Aktuelle Ergängzung 2: Schreiben von Sigma Gyn

Viele der betroffenen Ärtzinnen und Ärzte haben inzwischen Schreiben  (ohne Absender; per Fax) erhalten, mit denen versucht wird, das Problem zu bagatellisieren. Bei uns sind verschiedene Schreiben der Firma Sigma zu den Vorwürfen des Zollfahndungsamtes Essen und zu einer Durchsuchungsaktion bekannt. Es wird eine Rechtfertigung nach § 73 AMG behauptet. In einem neuen Schreiben der Firma Sigma wird die Auffassung vertreten, dass die Anwendung eines Arzneimittels keine Abgabe und damit auch kein Inverkehrbringen sei.

Teilweise werden in den Schreiben zutreffend Rechtsprobleme angesprochen, die es zu klären gilt. Teilweise sind die Schreiben jedoch eher als ein Versuch anzusehen, die Händler zu schützen, als die Ärzte zu entlasten.

Aktuelle Ergänzung 3: Schreiben Sigma vom 6. September 2012

Am 6. September 2012 wurde in in den Strafverfahren gegen Frauenärzte des Zollfahndungsamtes Essen ein weiteres Fax der Firma Sigma Gyn vom 06.09.2012 an die Betroffenen verschickt. Der in diesem Schreiben gemachten Aufforderung, „sich zusammenzuschließen“ sollte nicht unkritisch gefolgt werden. Die Interessen der Firma SigmaGyn dürften sich kaum mit den Interessen der Ärtze in Einklang bringen lassen.

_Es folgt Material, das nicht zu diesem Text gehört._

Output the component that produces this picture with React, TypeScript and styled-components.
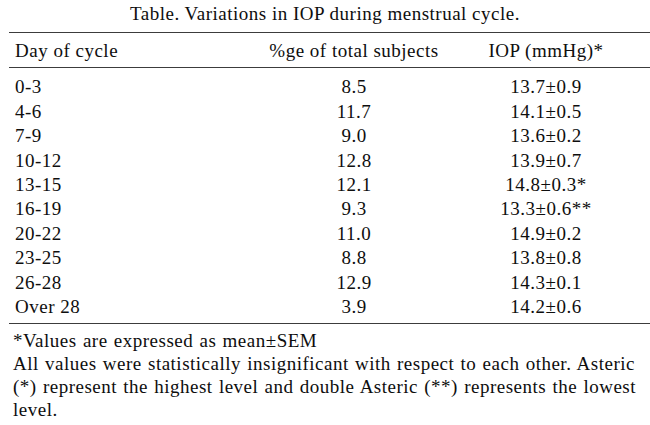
import React from "react";
import styled, { createGlobalStyle } from "styled-components";

const GlobalStyle = createGlobalStyle`
  html, body {
    margin: 0;
    padding: 0;
    background: #ffffff;
  }
  body {
    font-family: "Liberation Serif", "Times New Roman", serif;
    color: #0e0e0e;
  }
`;

const Page = styled.div`
  width: 650px;
  height: 425px;
  overflow: hidden;
  padding-top: 3px;
  box-sizing: border-box;
  font-size: 19px;
  letter-spacing: 0.5px;
`;

const Title = styled.div`
  text-align: center;
  line-height: 22px;
  height: 22px;
  white-space: nowrap;
`;

const Table = styled.div`
  margin-left: 9px;
  margin-top: 7px;
`;

const Grid = styled.div`
  display: grid;
  grid-template-columns: 245px 188px 196px;
  padding-left: 6px;
  line-height: 24.4px;
  white-space: nowrap;
`;

const HeadRow = styled(Grid)`
  border-top: 1.5px solid #3c3c3c;
  border-bottom: 1.5px solid #3c3c3c;
  padding-top: 6px;
  padding-bottom: 4px;
`;

const Body = styled.div`
  padding-top: 7px;
  padding-bottom: 4px;
  border-bottom: 1.5px solid #3c3c3c;
`;

const Cell = styled.div<{ $align?: "left" | "center" }>`
  text-align: ${(p) => p.$align ?? "left"};
`;

const Notes = styled.div`
  padding-left: 13px;
  padding-top: 6px;
  line-height: 22.7px;
  word-spacing: 1px;
`;

const NoteLine = styled.div`
  white-space: nowrap;
`;

const rows: [string, string, string][] = [
  ["0-3", "8.5", "13.7±0.9"],
  ["4-6", "11.7", "14.1±0.5"],
  ["7-9", "9.0", "13.6±0.2"],
  ["10-12", "12.8", "13.9±0.7"],
  ["13-15", "12.1", "14.8±0.3*"],
  ["16-19", "9.3", "13.3±0.6**"],
  ["20-22", "11.0", "14.9±0.2"],
  ["23-25", "8.8", "13.8±0.8"],
  ["26-28", "12.9", "14.3±0.1"],
  ["Over 28", "3.9", "14.2±0.6"],
];

export default function App() {
  return (
    <>
      <GlobalStyle />
      <Page>
        <Title>Table. Variations in IOP during menstrual cycle.</Title>
        <Table>
          <HeadRow>
            <Cell>Day of cycle</Cell>
            <Cell $align="center">%ge of total subjects</Cell>
            <Cell $align="center">IOP (mmHg)*</Cell>
          </HeadRow>
          <Body>
            {rows.map(([day, pct, iop]) => (
              <Grid key={day}>
                <Cell>{day}</Cell>
                <Cell $align="center">{pct}</Cell>
                <Cell $align="center">{iop}</Cell>
              </Grid>
            ))}
          </Body>
        </Table>
        <Notes>
          <NoteLine>*Values are expressed as mean±SEM</NoteLine>
          <NoteLine>
            All values were statistically insignificant with respect to each other. Asteric
          </NoteLine>
          <NoteLine>
            (*) represent the highest level and double Asteric (**) represents the lowest
          </NoteLine>
          <NoteLine>level.</NoteLine>
        </Notes>
      </Page>
    </>
  );
}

Aktuelle Ergänzung 4: Angebot der Zollfahndung Essen, das Verfahren gegen Geldauflage einzustellen (Oktober 2012)

Im Oktober 2012 wurden die beschuldigten Frauenärztinnen und -ärzte durch die Zollfahndung Essen angeschrieben. Es wurde ihnen eine Einstellung des Ermittlungsverfahrens gegen die Zahlung einer Geldauflage angeboten. Die meisten der ursprünglich im Raum stehenden Vorwürfe haben sich inzwischen in Luft aufgelöst. Für die Betroffenen stellt sich nun die Frage, ob man für die „Taube auf dem Dach“ (einen Freispruch oder eine Einstellung ohne Geldauflage) kämpfen soll, oder ob man den „Spatz in der Hand“ (schnelle Erledigung des Verfahrens durch Zahlung einer Geldauflage) kämpfen soll.